Certainly, few things are perfectly heritable. 0.5 heritability (correlation), as claimed for IQ, is quite impressive.

I can list the qualities I would look for. Keeping in mind that I'm not in fact looking for sperm donors, don't have or want children, and other people would certainly want (or prioritize) other things - but that should still allow a market.

  • High IQ. In addition to regular IQ tests it's probably good to look at other factors like education and other intellectual achievements - would need to research to know what to look for exactly.
  • Physically attractive (would need to research how heritable this is)
  • Good personality factors - high conscientiousness, etc (ditto)
  • Above average height for my population, but not too tall. I remember that height is positively correlated with various good life outcomes; would need to check how tall is 'too tall'.
  • Racial appearance matching mine and my partner's, and presumably also matching the local socially dominant group (Ashkenazi Jewish in my case)
  • Good physical health, strength (lifetime)
  • Medical history without diseases that are known to be heritable (donor and his family)
  • Gene sequencing to screen for known genetic predispositions to certain diseases (donor and his family)
  • Donor's family known to be long-lived
  • Screening for factors known to adversely impact sperm (e.g. exposure to mutagens, history of cancer, advanced age at time of donation)
  • Donor should have already had children (whether natural or from donated sperm) that were healthy, to indicate the absence of de novo deleterious mutations in the donor's sperm cell line

There are many factors I would want, but I don't know how heritable they are, and would need to research. But the above list should already lead to a much better than chance outcome that would be worth a significant price paid to the sperm bank, if I trusted the bank to ensure these qualities (to a certain degree of certainty, etc.)
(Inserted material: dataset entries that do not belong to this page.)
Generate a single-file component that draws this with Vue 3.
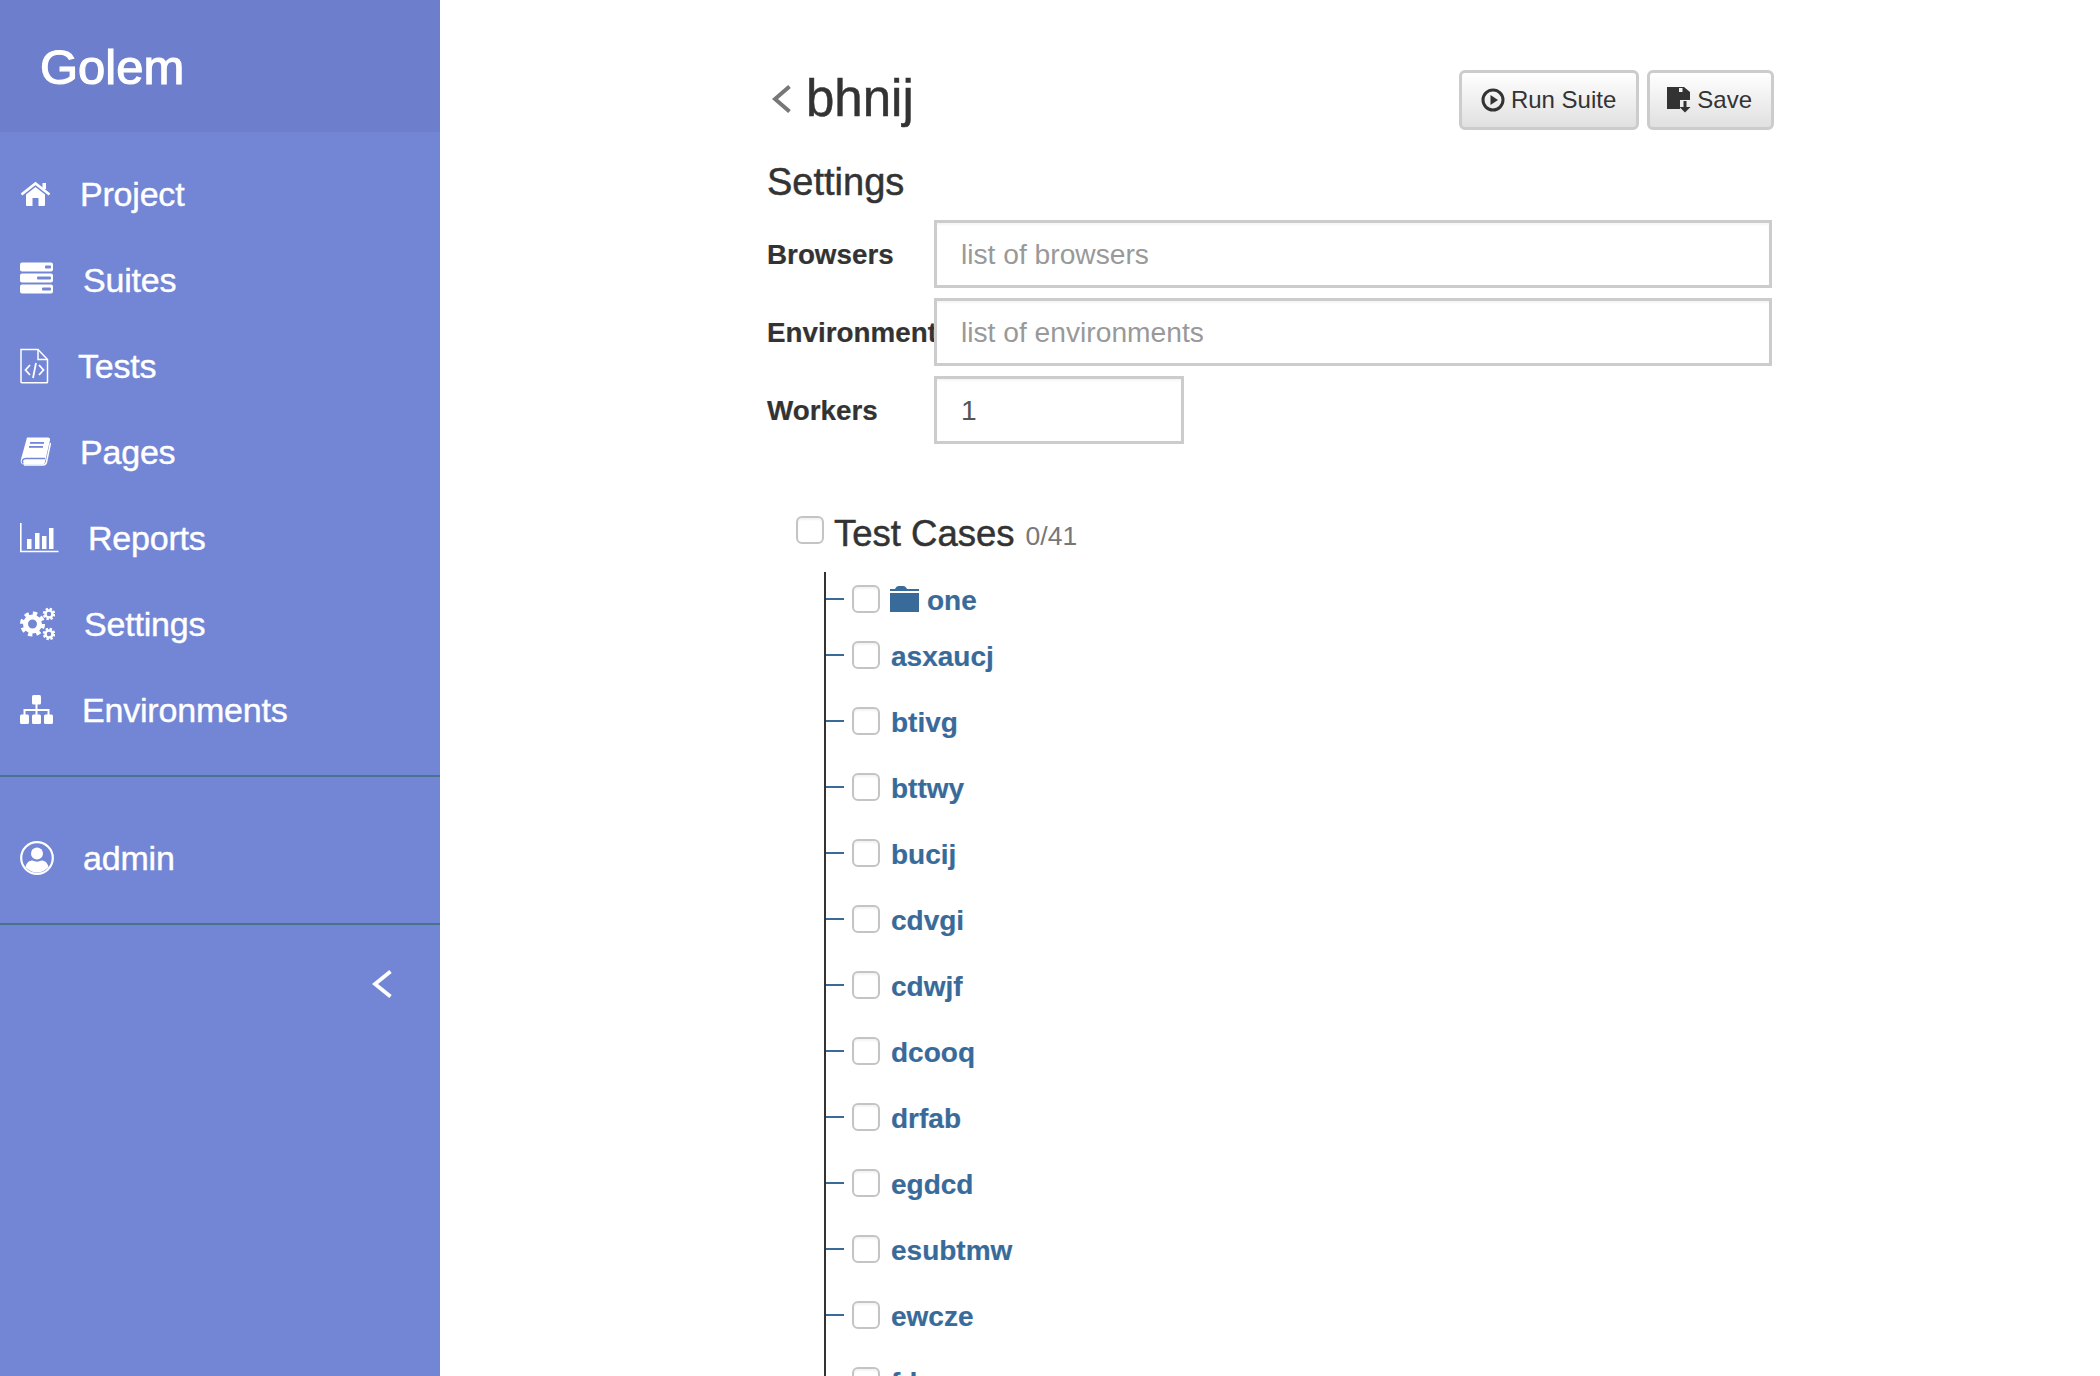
<script setup>
import { ref } from 'vue'

const nav = [
    { label: 'Project', icon: 'home', w: 31 },
    { label: 'Suites', icon: 'server', w: 34 },
    { label: 'Tests', icon: 'file', w: 29 },
    { label: 'Pages', icon: 'book', w: 31 },
    { label: 'Reports', icon: 'chart', w: 39 },
    { label: 'Settings', icon: 'cogs', w: 35 },
    { label: 'Environments', icon: 'sitemap', w: 33 },
]

const tests = ['asxaucj', 'btivg', 'bttwy', 'bucij', 'cdvgi', 'cdwjf', 'dcooq', 'drfab', 'egdcd', 'esubtmw', 'ewcze', 'fdx']

const workers = ref('1')
</script>

<template>
    <div class="page">
        <aside class="sidebar">
            <div class="brand">Golem</div>

            <ul class="nav">
                <li v-for="item in nav" :key="item.label" class="nav-item">
                    <svg class="nav-icon" :width="item.w" height="36" :viewBox="`0 0 ${item.w} 36`" fill="#fff" aria-hidden="true">
                        <g v-if="item.icon === 'home'">
                            <path d="M6 18.500 15.500 11 25 18.500V29a1 1 0 0 1-1 1h-5.500v-8h-6v8H7a1 1 0 0 1-1-1z" />
                            <path d="M1.500 18.500 15.500 7.500 29.500 18.500" fill="none" stroke="#fff" stroke-width="2.600" />
                            <rect x="22.500" y="7" width="3.500" height="6" />
                        </g>
                        <g v-else-if="item.icon === 'server'">
                            <rect x="0" y="0.500" width="33" height="9" rx="2" />
                            <rect x="0" y="11.500" width="33" height="9" rx="2" />
                            <rect x="0" y="22.500" width="33" height="9" rx="2" />
                            <rect x="25" y="3.500" width="6" height="3" rx="1" fill="#7386d5" />
                            <rect x="17" y="14.500" width="14" height="3" rx="1" fill="#7386d5" />
                            <rect x="22" y="25.500" width="9" height="3" rx="1" fill="#7386d5" />
                        </g>
                        <g v-else-if="item.icon === 'file'" fill="none" stroke="#fff" stroke-width="1.500">
                            <path d="M1 1.500h17l9.500 10V34a.8.800 0 0 1-.800.800H1.800A.8.800 0 0 1 1 34z" />
                            <path d="M18 1.500v10h9.500" />
                            <path d="M10 17l-4.500 5 4.500 5M19 17l4.500 5-4.500 5M16 15l-3 15" stroke-width="1.800" />
                        </g>
                        <g v-else-if="item.icon === 'book'">
                            <path d="M7 3.500h21a2 2 0 0 1 2 2.500l-5 22a3 3 0 0 1-3 2.500H4.500c-3 0-4-2-3.700-4.500z" />
                            <path d="M3 29.500c-1.500-3 0-5 3-5h19" fill="none" stroke="#7386d5" stroke-width="1.500" />
                            <path d="M4 31h19c2 0 3-1 3.500-3l4-19" fill="none" stroke="#fff" stroke-width="1.500" />
                            <rect x="10" y="8" width="14" height="1.800" fill="#7386d5" />
                            <rect x="9" y="12" width="14" height="1.800" fill="#7386d5" />
                        </g>
                        <g v-else-if="item.icon === 'chart'">
                            <path d="M.8 3v28.500H38.500" fill="none" stroke="#fff" stroke-width="1.600" />
                            <rect x="7" y="19" width="4.500" height="10" />
                            <rect x="15" y="13" width="4.500" height="16" />
                            <rect x="22" y="16" width="4.500" height="13" />
                            <rect x="29" y="8" width="4.500" height="21" />
                        </g>
                        <g v-else-if="item.icon === 'cogs'">
                            <circle cx="12.500" cy="18" r="7" fill="none" stroke="#fff" stroke-width="5" />
                            <circle cx="12.500" cy="18" r="10.500" fill="none" stroke="#fff" stroke-width="4" stroke-dasharray="4.300 3.950" />
                            <circle cx="29" cy="8" r="3.500" fill="none" stroke="#fff" stroke-width="2.500" />
                            <circle cx="29" cy="8" r="5" fill="none" stroke="#fff" stroke-width="2.500" stroke-dasharray="2.300 1.630" />
                            <circle cx="29" cy="28" r="3.500" fill="none" stroke="#fff" stroke-width="2.500" />
                            <circle cx="29" cy="28" r="5" fill="none" stroke="#fff" stroke-width="2.500" stroke-dasharray="2.300 1.630" />
                        </g>
                        <g v-else>
                            <rect x="12" y="3" width="9" height="9.500" rx="1.500" />
                            <rect x="0" y="22.500" width="9" height="9.500" rx="1.500" />
                            <rect x="12" y="22.500" width="9" height="9.500" rx="1.500" />
                            <rect x="24" y="22.500" width="9" height="9.500" rx="1.500" />
                            <path d="M16.500 12v11M4.500 24v-6h24v6" fill="none" stroke="#fff" stroke-width="2" />
                        </g>
                    </svg>
                    <span>{{ item.label }}</span>
                </li>
            </ul>

            <div class="user">
                <div class="nav-item">
                    <svg class="nav-icon" width="34" height="36" viewBox="0 0 34 36" fill="#fff" aria-hidden="true">
                        <circle cx="17" cy="18" r="15.800" fill="none" stroke="#fff" stroke-width="2.200" />
                        <circle cx="17" cy="13.500" r="6" />
                        <path d="M5.500 27c1-4.500 4-6.500 7-6.500 3 1.500 6 1.500 9 0 3 0 6 2 7 6.500-3 3.500-7 5.500-11.500 5.500S8.500 30.500 5.500 27z" />
                    </svg>
                    <span>admin</span>
                </div>
            </div>

            <div class="collapse">
                <svg width="20" height="28" viewBox="0 0 20 28" fill="none" stroke="#fff" stroke-width="3.800" aria-hidden="true">
                    <path d="M18.500 1.500 3 14l15.500 12.500" />
                </svg>
            </div>
        </aside>

        <main class="main">
            <div class="title-row">
                <div class="title">
                    <svg width="19" height="28" viewBox="0 0 19 28" fill="none" stroke="#777" stroke-width="4" aria-hidden="true">
                        <path d="M17.500 1.500 3 14l14.500 12.500" />
                    </svg>
                    <h1>bhnij</h1>
                </div>
                <div class="actions">
                    <button class="btn">
                        <svg width="24" height="24" viewBox="0 0 24 24" aria-hidden="true">
                            <circle cx="12" cy="12" r="10" fill="none" stroke="#333" stroke-width="3" />
                            <path d="M9.500 7 17 12l-7.500 5z" fill="#333" />
                        </svg>
                        Run Suite
                    </button>
                    <button class="btn">
                        <svg width="24" height="26" viewBox="0 0 24 26" fill="#333" aria-hidden="true">
                            <path d="M0 0H17L23 5V13H13V22H0z" />
                            <rect x="12" y="1" width="3.500" height="4" fill="#f4f4f4" />
                            <path d="M16.500 14h3v6H23.500L18 25.500 12.500 20h4z" />
                        </svg>
                        Save
                    </button>
                </div>
            </div>

            <h2 class="section-title">Settings</h2>

            <div class="form">
                <label class="field">
                    <span class="field-label">Browsers</span>
                    <input class="input" type="text" placeholder="list of browsers" />
                </label>
                <label class="field">
                    <span class="field-label">Environment</span>
                    <input class="input" type="text" placeholder="list of environments" />
                </label>
                <label class="field">
                    <span class="field-label">Workers</span>
                    <input v-model="workers" class="input input-small" type="text" />
                </label>
            </div>

            <div class="tests">
                <div class="tests-head">
                    <input class="check" type="checkbox" />
                    <h3>Test Cases</h3>
                    <span class="count">0/41</span>
                </div>

                <ul class="tree">
                    <li class="tree-row tree-folder">
                        <span class="tick"></span>
                        <input class="check" type="checkbox" />
                        <svg class="folder" width="29" height="26" viewBox="0 0 29 26" aria-hidden="true">
                            <path d="M0 7h29v19H0z" />
                            <path d="M0 5V3h5c1-2 2-3 4-3h4c2 0 3 1 4 3h12v2z" />
                        </svg>
                        <a class="tree-link">one</a>
                    </li>
                    <li v-for="name in tests" :key="name" class="tree-row">
                        <span class="tick"></span>
                        <input class="check" type="checkbox" />
                        <a class="tree-link">{{ name }}</a>
                    </li>
                </ul>
            </div>
        </main>
    </div>
</template>

<style>
html,
body {
    margin: 0;
    height: 100%;
    overflow: hidden;
    background: #fff;
}
</style>

<style scoped>
.page {
    display: flex;
    height: 1376px;
    overflow: hidden;
    font-family: "Liberation Sans", Arial, sans-serif;
    color: #333;
}

.sidebar {
    flex: 0 0 440px;
    background: #7386d5;
    color: #fff;
}
.brand {
    height: 132px;
    box-sizing: border-box;
    padding: 38px 0 0 40px;
    background: #6d7fcc;
    font-size: 49px;
    font-weight: 400;
    line-height: 58px;
    -webkit-text-stroke: 1.2px #fff;
}
.nav {
    list-style: none;
    margin: 0;
    padding: 19px 0 22px;
    border-bottom: 2px solid #47748b;
}
.nav-item {
    display: flex;
    align-items: center;
    gap: 29px;
    height: 86px;
    padding-left: 20px;
    font-size: 34px;
    letter-spacing: -0.2px;
    -webkit-text-stroke: 0.4px #fff;
}
.nav-icon {
    flex-shrink: 0;
}
.user {
    padding: 38px 0 22px;
    border-bottom: 2px solid #47748b;
}
.collapse {
    display: flex;
    justify-content: flex-end;
    padding: 45px 48px 0 0;
}

.main {
    flex: 1;
    padding: 70px 326px 0 327px;
}
.title-row {
    display: flex;
    align-items: center;
    justify-content: space-between;
    height: 60px;
}
.title {
    display: flex;
    align-items: center;
    gap: 15px;
    padding-left: 5px;
}
.title svg {
    margin-top: -2px;
}
.title h1 {
    margin: -2px 0 0;
    font-size: 51px;
    font-weight: 400;
    line-height: 60px;
    -webkit-text-stroke: 0.5px #333;
}
.actions {
    display: flex;
    gap: 8px;
}
.btn {
    display: flex;
    align-items: center;
    gap: 6px;
    height: 60px;
    padding: 0 20px 0 19px;
    background: linear-gradient(to bottom, #fff, #e0e0e0);
    border: 3px solid #ccc;
    border-radius: 6px;
    font-family: inherit;
    font-size: 24px;
    color: #333;
}
.btn + .btn {
    padding: 0 19px 0 17px;
}

.section-title {
    margin: 30px 0 16px;
    font-size: 38px;
    font-weight: 400;
    line-height: 44px;
    -webkit-text-stroke: 0.5px #333;
}

.form {
    display: flex;
    flex-direction: column;
    gap: 10px;
}
.field {
    display: flex;
    align-items: center;
}
.field-label {
    flex: 0 0 167px;
    min-width: 0;
    padding-top: 2px;
    white-space: nowrap;
    font-size: 27.800px;
    font-weight: 700;
    -webkit-text-stroke: 0.2px #333;
}
.input {
    width: 838px;
    height: 68px;
    box-sizing: border-box;
    padding: 0 24px;
    border: 3px solid #ccc;
    background: #fff;
    box-shadow: inset 0 2px 2px rgba(0, 0, 0, 0.04);
    font-family: inherit;
    font-size: 28.200px;
    color: #555;
    outline: none;
}
.input::placeholder {
    color: #999;
    opacity: 1;
}
.input-small {
    width: 250px;
}

.tests {
    padding: 64px 0 0 29px;
}
.tests-head {
    display: flex;
    align-items: center;
    height: 52px;
}
.tests-head h3 {
    margin: 0 11px 0 10px;
    font-size: 36.500px;
    font-weight: 400;
    -webkit-text-stroke: 0.5px #333;
}
.count {
    padding-top: 5px;
    font-size: 26.500px;
    color: #777;
}
.check {
    appearance: none;
    flex-shrink: 0;
    width: 28px;
    height: 28px;
    margin: 0;
    box-sizing: border-box;
    background: #fff;
    border: 2px solid #c4c4c4;
    border-radius: 6px;
    box-shadow: inset 0 2px 2px rgba(0, 0, 0, 0.05);
}
.tests-head .check {
    margin-bottom: 8px;
}

.tree {
    list-style: none;
    margin: 12px 0 0 28px;
    padding: 4px 0 0;
    border-left: 2px solid #333;
}
.tree-row {
    display: flex;
    align-items: center;
    height: 66px;
}
.tree-folder {
    height: 46px;
}
.tick {
    flex-shrink: 0;
    width: 18px;
    height: 2px;
    margin-right: 8px;
    background: #386a9a;
}
.folder {
    margin-left: 10px;
    fill: #386a9a;
}
.tree-link {
    margin-left: 11px;
    padding-top: 3px;
    font-size: 28px;
    font-weight: 700;
    color: #386a9a;
    -webkit-text-stroke: 0.2px #386a9a;
}
.folder + .tree-link {
    margin-left: 8px;
}
</style>
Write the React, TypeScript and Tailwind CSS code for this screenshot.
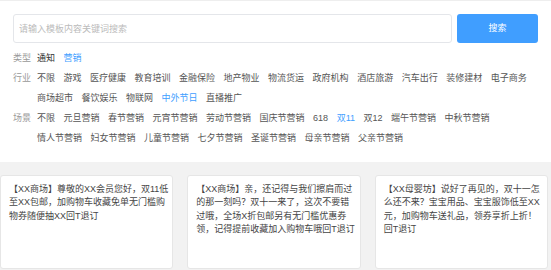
const types = [
  { name: '通知', active: false },
  { name: '营销', active: true },
]

const industries = [
  '不限', '游戏', '医疗健康', '教育培训', '金融保险', '地产物业', '物流货运', '政府机构',
  '酒店旅游', '汽车出行', '装修建材', '电子商务', '商场超市', '餐饮娱乐', '物联网', '中外节日', '直播推广',
]

const scenes = [
  '不限', '元旦营销', '春节营销', '元宵节营销', '劳动节营销', '国庆节营销', '618', '双11', '双12',
  '端午节营销', '中秋节营销', '情人节营销', '妇女节营销', '儿童节营销', '七夕节营销', '圣诞节营销',
  '母亲节营销', '父亲节营销',
]

const templates = [
  [
    '【XX商场】尊敬的XX会员您好，双11低',
    '至XX包邮，加购物车收藏免单无门槛购',
    '物券随便抽XX回T退订',
  ],
  [
    '【XX商场】亲，还记得与我们擦肩而过',
    '的那一刻吗？双十一来了，这次不要错',
    '过哦，全场X折包邮另有无门槛优惠券',
    '领，记得提前收藏加入购物车哦回T退订',
  ],
  [
    '【XX母婴坊】说好了再见的，双十一怎',
    '么还不来？宝宝用品、宝宝服饰低至XX',
    '元，加购物车送礼品，领券享折上折！',
    '回T退订',
  ],
]

function FilterRow({ label, items, active }: { label: string; items: string[]; active: string[] }) {
  return (
    <div className="flex leading-[20px]">
      <span className="w-[24px] shrink-0 text-[#999]">{label}</span>
      <ul className="flex flex-1 flex-wrap gap-x-[8.5px]">
        {items.map((it) => (
          <li
            key={it}
            className={active.includes(it) ? 'text-[#409eff]' : 'text-[#555]'}
          >
            {it}
          </li>
        ))}
      </ul>
    </div>
  )
}

export default function App() {
  return (
    <div className="min-h-[270px] bg-[#f2f2f2] font-['Liberation_Sans','Noto_Sans_CJK_SC',sans-serif] text-[9px]">
      <section className="border-t border-[#eee] bg-white px-[13px] pt-[13px] pb-[14px]">
        <div className="flex gap-[5px]">
          <input
            className="h-[29px] flex-1 rounded-[3px] border border-[#e4e6ea] pl-[5px] text-[9px] outline-none placeholder:text-[#bbb]"
            placeholder="请输入模板内容关键词搜索"
          />
          <button className="h-[29px] w-[81px] rounded-[3px] bg-[#409eff] text-[9px] text-white">
            搜索
          </button>
        </div>

        <div className="mt-[5px]">
          <div className="flex leading-[20px]">
            <span className="w-[24px] shrink-0 text-[#999]">类型</span>
            <ul className="flex gap-x-[8.5px]">
              {types.map((t) => (
                <li key={t.name} className={t.active ? 'text-[#409eff]' : 'text-[#333]'}>
                  {t.name}
                </li>
              ))}
            </ul>
          </div>
          <FilterRow label="行业" items={industries} active={['中外节日']} />
          <FilterRow label="场景" items={scenes} active={['双11']} />
        </div>
      </section>

      <section className="grid grid-cols-3 gap-[14px] pt-[13px] pr-[3px]">
        {templates.map((lines, i) => (
          <div
            key={i}
            className="h-[94px] rounded-[3px] border border-[#e6e6e6] bg-white px-[8px] pt-[7px] leading-[13.3px] text-[#444]"
          >
            {lines.map((l) => (
              <p key={l} className="whitespace-nowrap">
                {l}
              </p>
            ))}
          </div>
        ))}
      </section>
    </div>
  )
}
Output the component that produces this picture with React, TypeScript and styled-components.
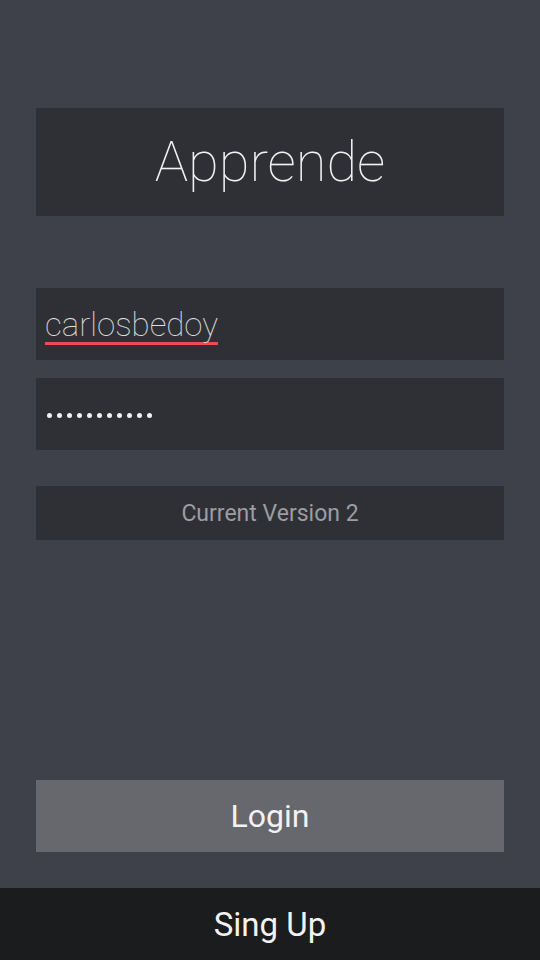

Comment author: David_Gerard 12 January 2014 10:31:43AM 2 points [-]

In practice, very little of this is checked for or marketed. They check for sexually-transmitted diseases, they check for non-negligibly likely genetic problems (e.g. Tay-Sachs in Ashkenazi-descended people, sickle-cell in West African-descended people). It's possible someone is marketing sperm along the lines you posit, but I'd consider it non-negligible that they're scamming.